Rating: C-
Dir: Dennis Devine
Star: Randal Malone, Shevaun Kastl, Tara Shayne, Jed Rowen
It is, of course, completely impossible to take this title, or any similar, seriously after Edgar Wright’s brilliant faux-trailer in Grindhouse for “Don’t”. Fortunate, therefore, that Devine doesn’t appear to be taking things too seriously himself, with the same awareness of limitation that helped his previous movies work well. However, the lack of budget here is often too obvious: if you’re going to write a script involving an insane asylum, you’d better have access to something capable of passing for said asylum, rather than trying to fake it in someone’s house. It’s Halloween night, and a group of students opt to break into the local abandoned loony-bin, partly to get extra credit for a school project, partly because… Well, it’s Halloween, and the kind of crazy jape kids today like to play. Naturally, it all goes horribly wrong, since the asylum is not as abandoned as was thought, still being home to inmates Wendell (Malone) and Smiley (Rowan), whose murderous actions were responsible for it being closed down decades previously.

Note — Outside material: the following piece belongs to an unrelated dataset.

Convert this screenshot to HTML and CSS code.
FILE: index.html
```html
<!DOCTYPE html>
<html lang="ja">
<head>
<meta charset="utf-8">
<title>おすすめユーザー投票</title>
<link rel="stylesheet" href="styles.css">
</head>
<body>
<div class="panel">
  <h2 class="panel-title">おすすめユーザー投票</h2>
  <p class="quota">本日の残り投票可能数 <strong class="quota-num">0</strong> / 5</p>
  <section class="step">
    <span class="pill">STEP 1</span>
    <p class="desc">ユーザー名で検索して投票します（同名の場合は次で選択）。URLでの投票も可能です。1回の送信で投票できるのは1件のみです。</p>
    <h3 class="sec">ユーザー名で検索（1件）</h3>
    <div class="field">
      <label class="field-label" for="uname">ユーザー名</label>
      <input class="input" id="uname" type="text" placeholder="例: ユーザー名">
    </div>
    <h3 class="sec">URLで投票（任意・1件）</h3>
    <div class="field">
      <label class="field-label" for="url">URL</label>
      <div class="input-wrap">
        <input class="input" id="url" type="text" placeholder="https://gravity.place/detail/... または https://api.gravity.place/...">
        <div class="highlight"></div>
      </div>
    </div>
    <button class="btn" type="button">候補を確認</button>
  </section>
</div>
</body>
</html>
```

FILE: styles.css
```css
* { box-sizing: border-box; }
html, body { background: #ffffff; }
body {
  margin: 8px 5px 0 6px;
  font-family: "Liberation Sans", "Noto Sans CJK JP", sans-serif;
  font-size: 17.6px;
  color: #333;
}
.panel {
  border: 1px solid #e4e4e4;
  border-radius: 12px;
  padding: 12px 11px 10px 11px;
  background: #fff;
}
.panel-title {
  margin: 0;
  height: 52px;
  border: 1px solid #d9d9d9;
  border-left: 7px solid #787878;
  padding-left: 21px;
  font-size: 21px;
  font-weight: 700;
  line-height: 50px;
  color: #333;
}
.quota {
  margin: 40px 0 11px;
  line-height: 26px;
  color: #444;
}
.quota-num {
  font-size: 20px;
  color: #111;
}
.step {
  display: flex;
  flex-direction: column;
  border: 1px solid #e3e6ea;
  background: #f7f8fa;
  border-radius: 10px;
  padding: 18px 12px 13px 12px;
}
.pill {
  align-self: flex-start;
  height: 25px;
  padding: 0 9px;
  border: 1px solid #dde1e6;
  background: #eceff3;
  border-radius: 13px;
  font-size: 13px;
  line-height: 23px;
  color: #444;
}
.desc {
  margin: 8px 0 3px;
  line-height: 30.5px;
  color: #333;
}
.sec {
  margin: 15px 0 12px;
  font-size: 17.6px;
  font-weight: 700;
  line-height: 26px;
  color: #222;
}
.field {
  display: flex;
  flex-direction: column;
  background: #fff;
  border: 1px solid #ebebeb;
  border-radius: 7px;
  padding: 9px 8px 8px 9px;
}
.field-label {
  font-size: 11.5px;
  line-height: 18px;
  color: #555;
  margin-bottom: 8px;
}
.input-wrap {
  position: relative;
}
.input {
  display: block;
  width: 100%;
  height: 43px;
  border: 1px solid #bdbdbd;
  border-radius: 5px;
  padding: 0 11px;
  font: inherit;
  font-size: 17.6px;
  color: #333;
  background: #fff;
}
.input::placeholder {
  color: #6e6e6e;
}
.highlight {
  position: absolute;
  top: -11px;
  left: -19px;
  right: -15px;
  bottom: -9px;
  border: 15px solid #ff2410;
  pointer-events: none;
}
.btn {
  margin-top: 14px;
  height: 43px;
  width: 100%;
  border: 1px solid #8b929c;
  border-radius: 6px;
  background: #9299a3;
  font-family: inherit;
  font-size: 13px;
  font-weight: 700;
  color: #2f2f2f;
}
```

“This place is getting like Grand Central Station,” mutters Wendell at one point, and you can see his point, as another of the dozen or so people wandering round his “deserted” asylum come into his padded-cell. They all get much the same cryptic warning: there’s a way out through the basement, but they probably don’t want to go there. Malone delivers the best efforts, with a nicely off-center performance, and there’s a good comedic turn from a pair of community college bitches we nicknamed Romy and Michelle. Still, these aren’t enough to sustain interest, or distract from the fact that the “abandoned asylum” only posseses two corridors, four rooms, yet has a fully-equipped kitchen, and someone has clearly been paying the electricity bill. This would be forgiveable if the killings were executed with imagination or even copious splatter: instead, people get stabbed out of shot, cough up some blood and fall down. And despite the potential of a photogenic young female cast, nudity is notable by its absence [it certainly wasn’t lacking in Devine’s previous works]. Disappointingly tame as low-budget horror goes.